Minnamurra is a village in the Illawarra region of New South Wales, Australia, in the Municipality of Kiama. It has a station (opened 1891) on the Sydney Trains South Coast Line. The Minnamurra River flows into the ocean at Minnamurra. There is a sandy beach and a sand spit at the river mouth.

The name Minnamurra means "plenty of fish" in the local Aboriginal dialect. Aboriginal people of the Dharawal language group are the original inhabitants and traditional custodians of the area now known as Minnamurra and its surroundings.

Within a two-hour drive south of Sydney, the Minnamurra Rainforest Centre is located just 15 km west of Kiama on the NSW South Coast (Tourist Drive '9'). The centre offers visitors an opportunity to experience a rare rainforest remnant which is representative of the once extensive rainforests of the Illawarra region.
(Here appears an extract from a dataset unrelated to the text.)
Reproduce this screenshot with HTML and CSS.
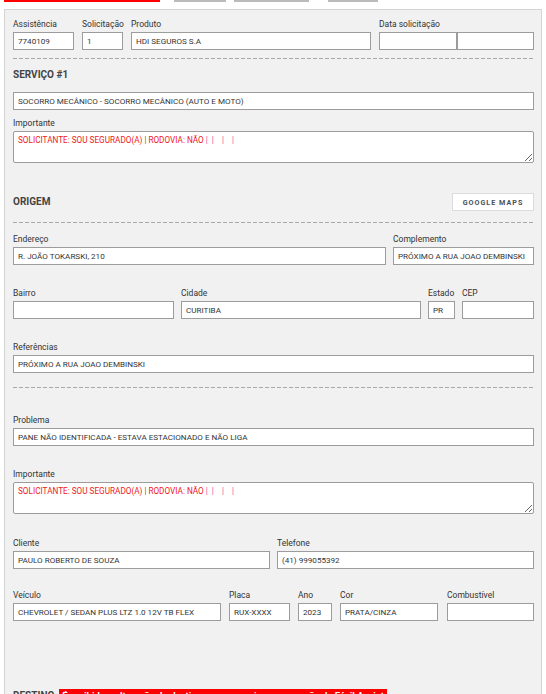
FILE: index.html
```html
<!DOCTYPE html>
<html lang="pt-BR">
<head>
  <meta charset="UTF-8">
  <meta name="viewport" content="width=device-width, initial-scale=1.0">
  <title>Atendimento</title>
  <link rel="stylesheet" href="styles.css">
</head>
<body>
  <!-- Tabs (scrolled, only the bottom border shows) -->
  <div class="tabs">
    <span class="tab active"></span>
    <span class="tab tab-2"></span>
    <span class="tab tab-3"></span>
    <span class="tab tab-4"></span>
  </div>

  <div class="panel">
    <!-- Header fields -->
    <div class="row row-first">
      <div class="field w-assist"><label>Assistência</label><div class="input">7740109</div></div>
      <div class="field w-solic"><label>Solicitação</label><div class="input">1</div></div>
      <div class="field w-produto"><label>Produto</label><div class="input">HDI SEGUROS S.A</div></div>
      <div class="field grow">
        <label>Data solicitação</label>
        <div class="pair">
          <div class="input"></div>
          <div class="input"></div>
        </div>
      </div>
    </div>

    <div class="divider div-1"></div>

    <!-- Serviço -->
    <h3 class="section-title title-servico">SERVIÇO #1</h3>
    <div class="input service">SOCORRO MECÂNICO - SOCORRO MECÂNICO (AUTO E MOTO)</div>

    <div class="field note-1">
      <label>Importante</label>
      <div class="textarea">SOLICITANTE: SOU SEGURADO(A) | RODOVIA: NÃO <span class="sep">|</span>&nbsp;&nbsp;<span class="sep">|</span>&nbsp;&nbsp;&nbsp;&nbsp;<span class="sep">|</span>&nbsp;&nbsp;&nbsp;&nbsp;<span class="sep">|</span></div>
    </div>

    <!-- Origem -->
    <div class="section-head">
      <h3 class="section-title">ORIGEM</h3>
      <button class="btn-maps">Google Maps</button>
    </div>

    <div class="divider div-2"></div>

    <div class="row row-endereco">
      <div class="field grow"><label>Endereço</label><div class="input">R. JOÃO TOKARSKI, 210</div></div>
      <div class="field w-compl"><label>Complemento</label><div class="input">PRÓXIMO A RUA JOAO DEMBINSKI</div></div>
    </div>

    <div class="row">
      <div class="field w-bairro"><label>Bairro</label><div class="input"></div></div>
      <div class="field grow"><label>Cidade</label><div class="input">CURITIBA</div></div>
      <div class="field w-estado"><label>Estado</label><div class="input">PR</div></div>
      <div class="field w-cep"><label>CEP</label><div class="input"></div></div>
    </div>

    <div class="row">
      <div class="field grow"><label>Referências</label><div class="input">PRÓXIMO A RUA JOAO DEMBINSKI</div></div>
    </div>

    <div class="divider div-3"></div>

    <!-- Problema -->
    <div class="row row-problema">
      <div class="field grow"><label>Problema</label><div class="input">PANE NÃO IDENTIFICADA - ESTAVA ESTACIONADO E NÃO LIGA</div></div>
    </div>

    <div class="row">
      <div class="field grow">
        <label>Importante</label>
        <div class="textarea">SOLICITANTE: SOU SEGURADO(A) | RODOVIA: NÃO <span class="sep">|</span>&nbsp;&nbsp;<span class="sep">|</span>&nbsp;&nbsp;&nbsp;&nbsp;<span class="sep">|</span>&nbsp;&nbsp;&nbsp;&nbsp;<span class="sep">|</span></div>
      </div>
    </div>

    <!-- Cliente / veículo -->
    <div class="row row-cliente">
      <div class="field half"><label>Cliente</label><div class="input">PAULO ROBERTO DE SOUZA</div></div>
      <div class="field half"><label>Telefone</label><div class="input">(41) 999055392</div></div>
    </div>

    <div class="row row-veiculo">
      <div class="field w-veiculo"><label>Veículo</label><div class="input">CHEVROLET / SEDAN PLUS LTZ 1.0 12V TB FLEX</div></div>
      <div class="field w-placa"><label>Placa</label><div class="input">RUX-XXXX</div></div>
      <div class="field w-ano"><label>Ano</label><div class="input">2023</div></div>
      <div class="field w-cor"><label>Cor</label><div class="input">PRATA/CINZA</div></div>
      <div class="field grow"><label>Combustível</label><div class="input"></div></div>
    </div>

    <!-- Destino -->
    <div class="destino">
      <h3 class="section-title">DESTINO</h3>
      <span class="alert">É proibido a alteração do destino sem comunicar a operação da Fácil Assist</span>
    </div>
  </div>
</body>
</html>
```

FILE: styles.css
```css
/* Base */
* {
  box-sizing: border-box;
}

body {
  margin: 0;
  background: #fff;
  color: #333;
  font-family: Roboto, "Liberation Sans", Arial, sans-serif;
}

/* Tabs strip */
.tabs {
  display: flex;
  height: 2px;
  margin: 0 4px 7px;
}

.tab {
  height: 2px;
  background: #bbb;
}

.tab.active {
  width: 156px;
  margin-right: 14px;
  background: #f00;
}

.tab-2 { width: 52px; margin-right: 8px; }
.tab-3 { width: 75px; margin-right: 19px; }
.tab-4 { width: 50px; }

/* Panel */
.panel {
  margin: 0 4px;
  padding: 8px 7px 0 8px;
  min-height: 700px;
  background: #f1f1f1;
  border: 1px solid #d4d4d4;
}

/* Rows and fields */
.row {
  display: flex;
  gap: 7px;
  margin-top: 22px;
}

.row-first { margin-top: 0; gap: 8px; }
.row-endereco { margin-top: 10px; }
.row-problema { margin-top: 26px; }
.row-cliente { margin-top: 23px; }
.row-veiculo { margin-top: 20px; gap: 8px; }

.field {
  display: flex;
  flex-direction: column;
  min-width: 0;
}

.field label {
  display: block;
  height: 14px;
  line-height: 13px;
  font-size: 8.5px;
  color: #333;
  white-space: nowrap;
}

.grow { flex: 1; }
.half { flex: 1; }

.w-assist { width: 61px; }
.w-solic { width: 41px; }
.w-produto { width: 240px; }
.w-compl { width: 141px; }
.w-bairro { width: 161px; }
.w-estado { width: 27px; }
.w-cep { width: 72px; }
.w-veiculo { width: 208px; }
.w-placa { width: 61px; }
.w-ano { width: 34px; }
.w-cor { width: 98px; margin-right: 1px; }

.pair {
  display: flex;
}

.pair .input {
  width: 78px;
}

.pair .input + .input {
  width: 77px;
}

.input {
  height: 18px;
  padding: 0 4px;
  background: #fff;
  border: 1px solid #9c9c9c;
  font-size: 8.1px;
  line-height: 16px;
  color: #333;
  white-space: nowrap;
  overflow: hidden;
}

.service {
  margin-top: 10px;
}

.textarea {
  height: 32px;
  padding: 3px 4px;
  background: #fff;
  border: 1px solid #9c9c9c;
  border-radius: 2px;
  font-size: 8.2px;
  line-height: 11px;
  color: #f01818;
  white-space: nowrap;
  overflow: auto;
  resize: vertical;
}

.textarea .sep {
  color: #f24aa0;
}

.note-1 {
  margin-top: 7px;
}

/* Dividers */
.divider {
  height: 1px;
  background: repeating-linear-gradient(90deg, #a8a8a8 0 4px, transparent 4px 6px);
}

.div-1 { margin-top: 8px; }
.div-2 { margin-top: 11px; }
.div-3 { margin-top: 14px; }

/* Section titles */
.section-title {
  margin: 0;
  font-size: 10px;
  line-height: 14px;
  font-weight: bold;
  color: #444;
}

.title-servico {
  margin-top: 9px;
}

.section-head {
  display: flex;
  justify-content: space-between;
  align-items: center;
  margin-top: 30px;
  height: 18px;
}

.btn-maps {
  width: 82px;
  height: 18px;
  padding: 0;
  background: #fff;
  border: 1px solid #dcdcdc;
  font-family: Roboto, "Liberation Sans", Arial, sans-serif;
  font-size: 7.2px;
  font-weight: bold;
  letter-spacing: 1px;
  text-transform: uppercase;
  color: #4a5058;
  cursor: pointer;
}

/* Destino */
.destino {
  display: flex;
  align-items: flex-start;
  margin-top: 68px;
}

.alert {
  margin-left: 5px;
  padding: 0 3px;
  background: #f00;
  color: #fff;
  font-size: 9.5px;
  line-height: 14px;
  font-weight: bold;
  white-space: nowrap;
}
```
The sandstone canyon in which the centre is located enables visitors to experience the various types of rainforest and examine the diversity of ferns species. Visitors can see first hand the fauna of the area such as lyrebirds, Australian water dragons and a host of bird species which make Minnamurra and Australia their home.

The centre also provides a café and a barbecue/picnic area. The visitor centre has a retail shop where visitors can select from a wide range of Australian made products, environmental publications, and souvenirs as a reminder of their visit to Minnamurra Rainforest.

Minnamurra Public School is the local school for the Minnamurra, Kiama Downs and Gainsborough area.
Minnamurra Rainforest is a forest with much wildlife and many plants. This rainforest has produced over the years and is becoming a tourist attraction. It is located 15 km west of Kiama.